Christians also know, however, that confession and repentance are virtually impossible without the conviction that God loves the sinner. Our Christian message needs to include the assurance that national redemption is possible because of the overwhelming fecundity of God’s grace. That redemption will require confession and repentance, and then generations of work to pay for our mistakes. The gospel message, however, is that God’s love is sufficient to redeem the people no matter how far wrong we have been. Grace upon grace, when we admit to ourselves the depth of evil, we glimpse beneath it the infinite, creative love in which we have the eternal life to face life on our watch.
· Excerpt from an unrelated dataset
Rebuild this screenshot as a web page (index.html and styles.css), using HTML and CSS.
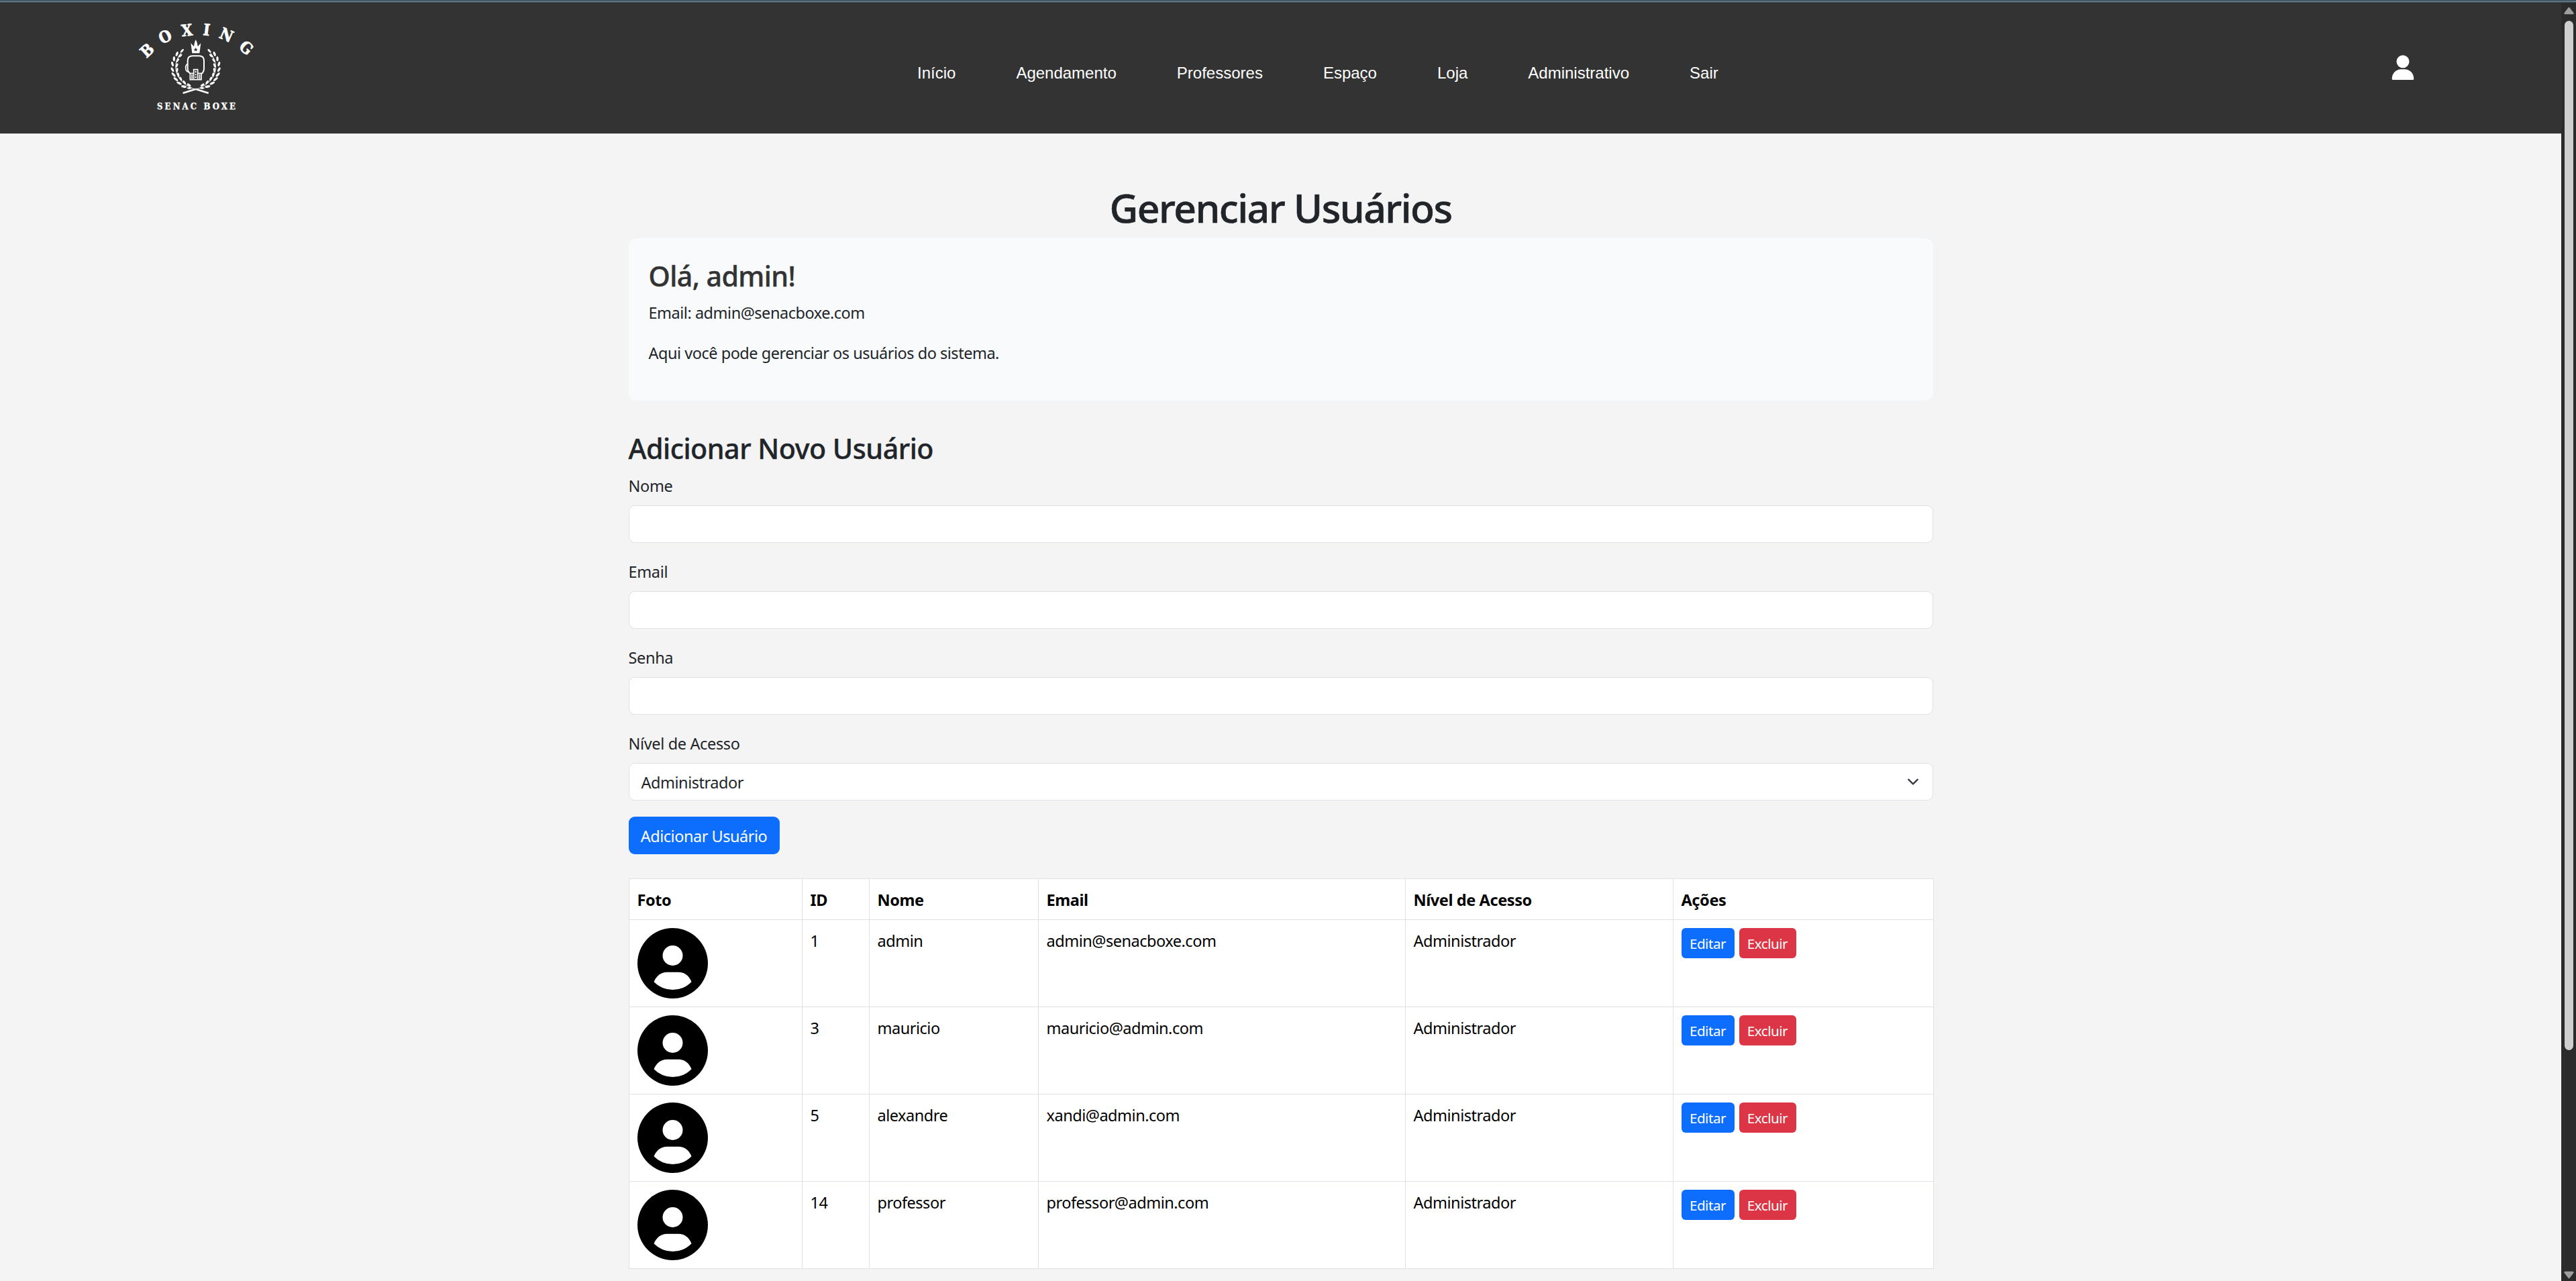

Facing life in our time, particularly our political life, will not be easy. People do not want to hear the Christian word about justice, and in fear and secret self-condemnation they are not easily persuaded that the admission of their own evil opens them to the bounties of God’s healing. We are likely to be scoffed at when we face these issues, or even worse, persecuted. Even our friends and family can be offended by this gospel call to the honesty of confession and the hope of eternity. But let us remember the words of Paul, in a similar situation:
See, now is the acceptable time; see, now is the day of salvation! . . . [A]s servants of God we have commended ourselves in every way: through great endurance, in afflictions, hardships, calamities, beatings, imprisonments, riots, labors, sleepless nights, hunger; by purity, knowledge, patience, kindness, holiness of spirit, genuine love, truthful speech, and the power of God . . . We are treated as imposters, and yet are true; as unknown, and yet are well known; as dying, and see—we are alive; as punished, and yet not killed; as sorrowful, yet always rejoicing; as poor, yet making many rich; as having nothing, and yet possessing everything.
Beloved sisters and brothers, do not be tame Christians! May you face life with all the wild energy of God our Creator, with all the wild love of Jesus Christ, and with all wild courage of the Holy Spirit. God bless you.